Figure 17: Consistent character appearance over long videos with extended instruction following.

Figure 18: Multi-camera scene transitions generated coherently for complex cinematic sequences.

Figure 19: Consistent referencing and manipulation of multiple entities across shots.

Figure 20: Deep analysis and transfer of character/style attributes from reference video.

Figure 21: Complex multi-turn dialog with persistent context and memory-driven user adaptation.

Implications, Limitations, and Future Directions

UniVA demonstrates the feasibility and strong practical value of modular, open-source, agentic video intelligence frameworks that unify understanding, reasoning, editing, and generation under a compositional, memory-augmented, plan-based approach. Empirical results support the assertion that tightly coupled planning and execution, persistent contextual memory, and modular extensibility yield significant benefits in real-world, end-to-end workflows. The open, plug-and-play tool and protocol ecosystem positions UniVA for rapid adoption and evolution, enabling future integration of new modeling advances in video generation, segmentation, and understanding.

Challenges persist in scaling agentic planning for very long-horizon compositions, balancing module depth against inference speed, and harmonizing objective (e.g., CLIP, DINO) with subjective (user preference, narrative quality) ranking criteria.
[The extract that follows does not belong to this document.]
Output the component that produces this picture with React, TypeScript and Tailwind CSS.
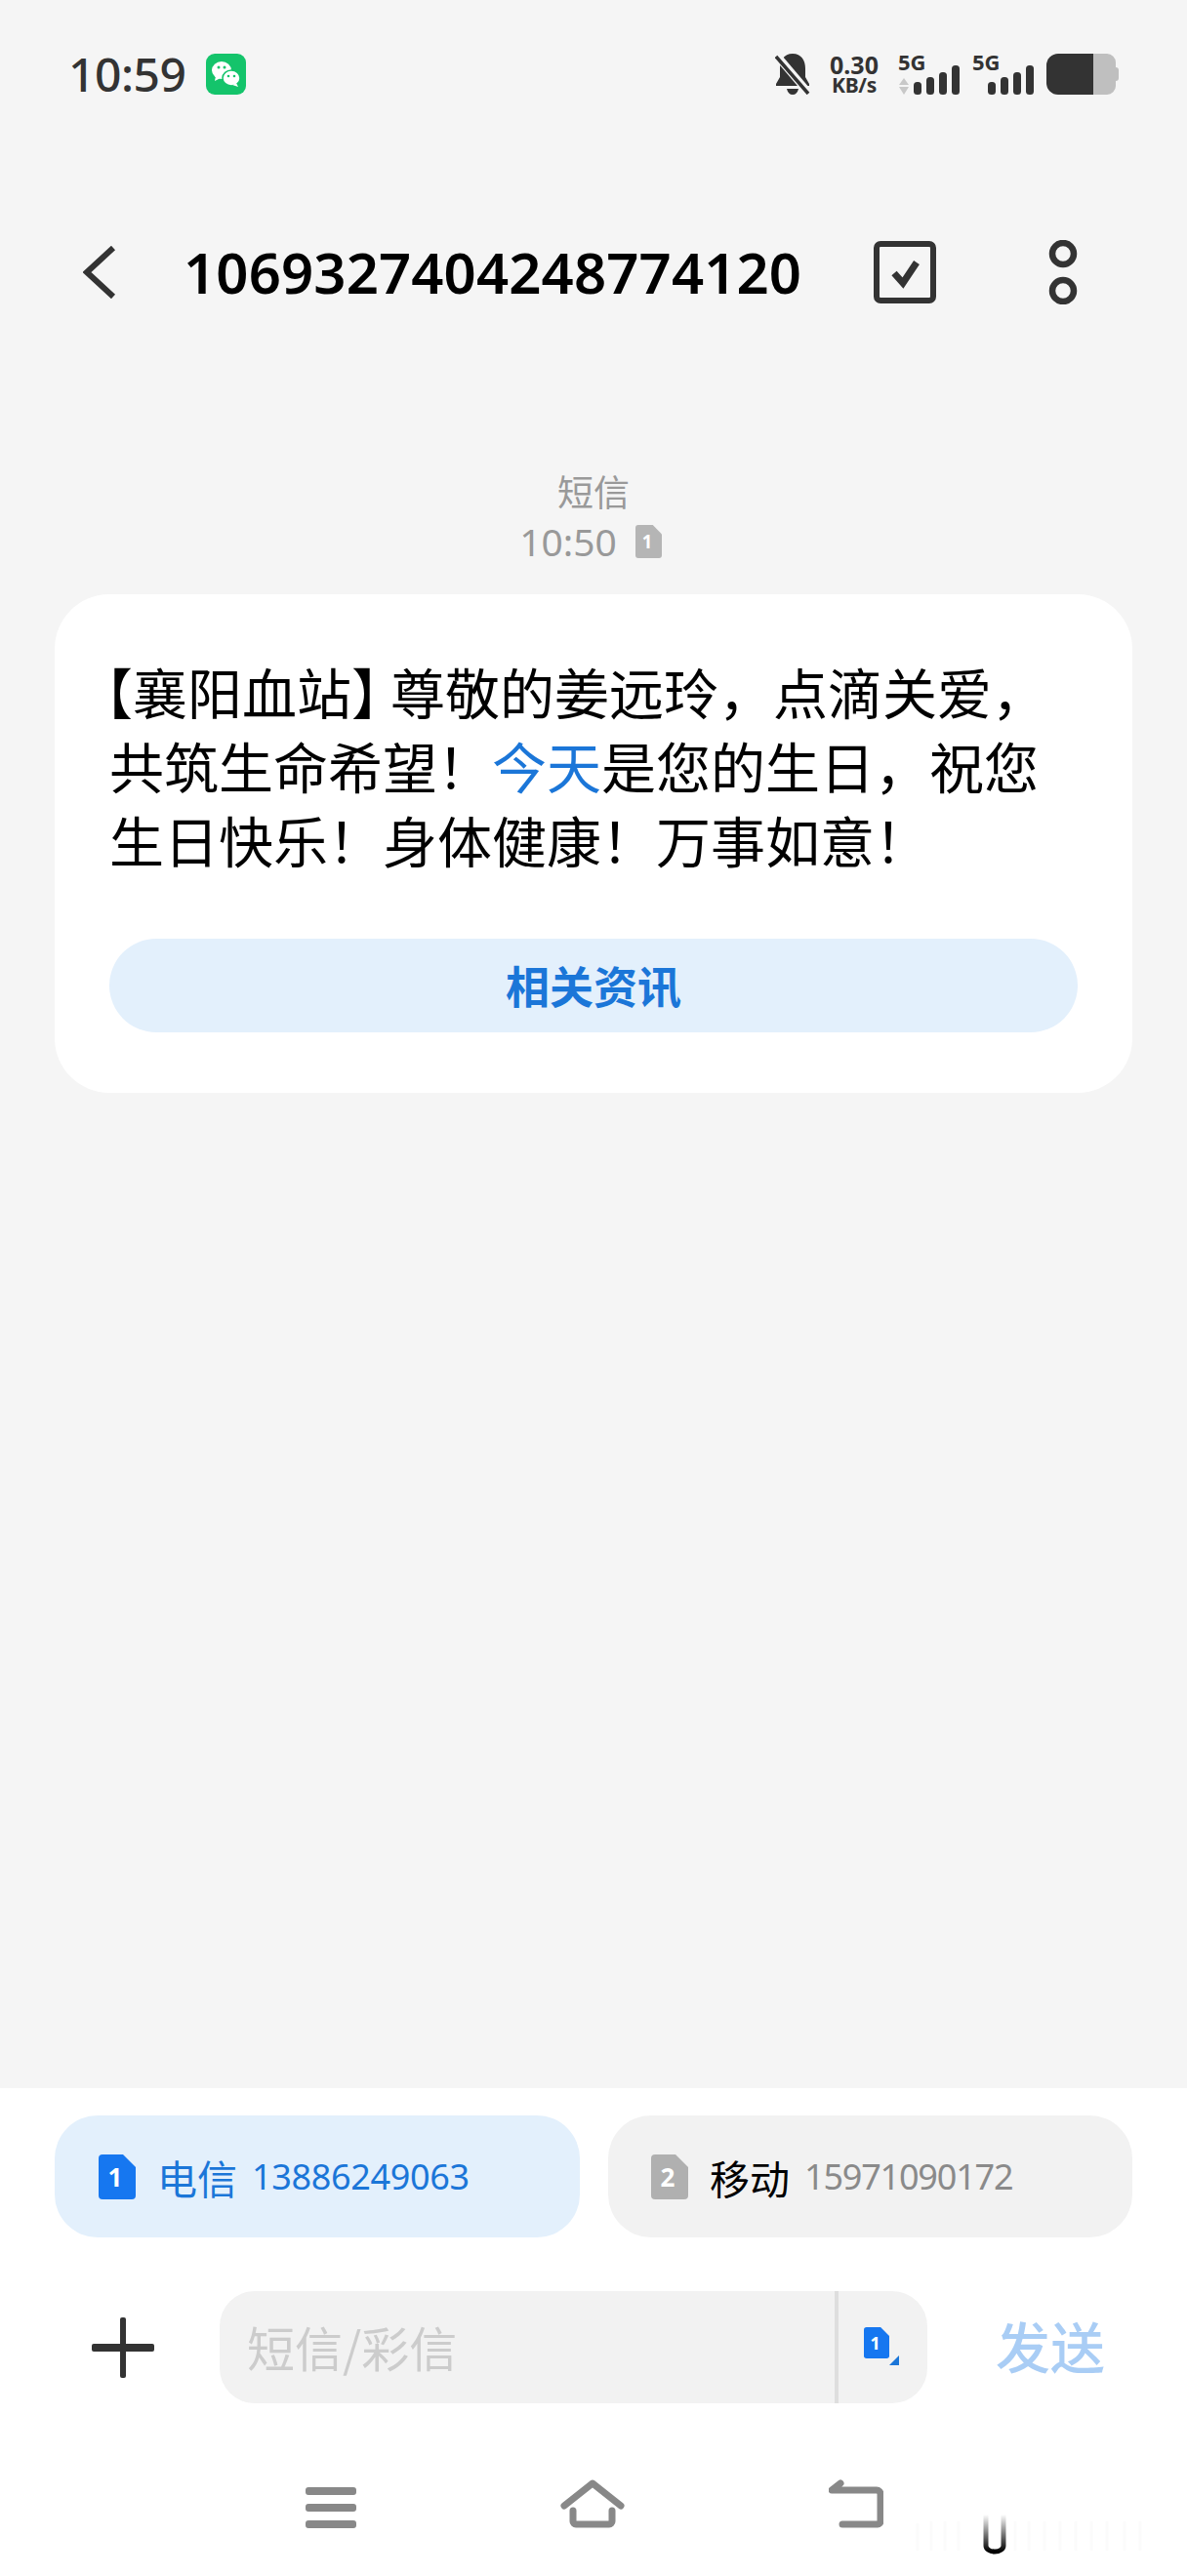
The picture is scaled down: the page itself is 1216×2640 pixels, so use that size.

The reliance on LLM planning agents introduces potential instabilities from prompt engineering drift and incomplete coverage of tool semantics, which can be addressed by structured ontology expansion and robust benchmarking using agentic metrics.

Conclusion

UniVA introduces a powerful, extensible framework for agentic, open-source video intelligence that tightly integrates planning, memory, and modular tool orchestration. Quantitative and qualitative evidence substantiates improvements over both single-task and monolithic pipeline baselines, with demonstrable competence in compositional, complex, long-form video workflows. The release of UniVA-Bench further anchors research in agentified multimodal systems and provides a platform for systematic evaluation. The approach sets a rigorous trajectory towards universal, synergistic AI systems for real-world video intelligence, with immediate implications for both foundational research and industrial-scale video production.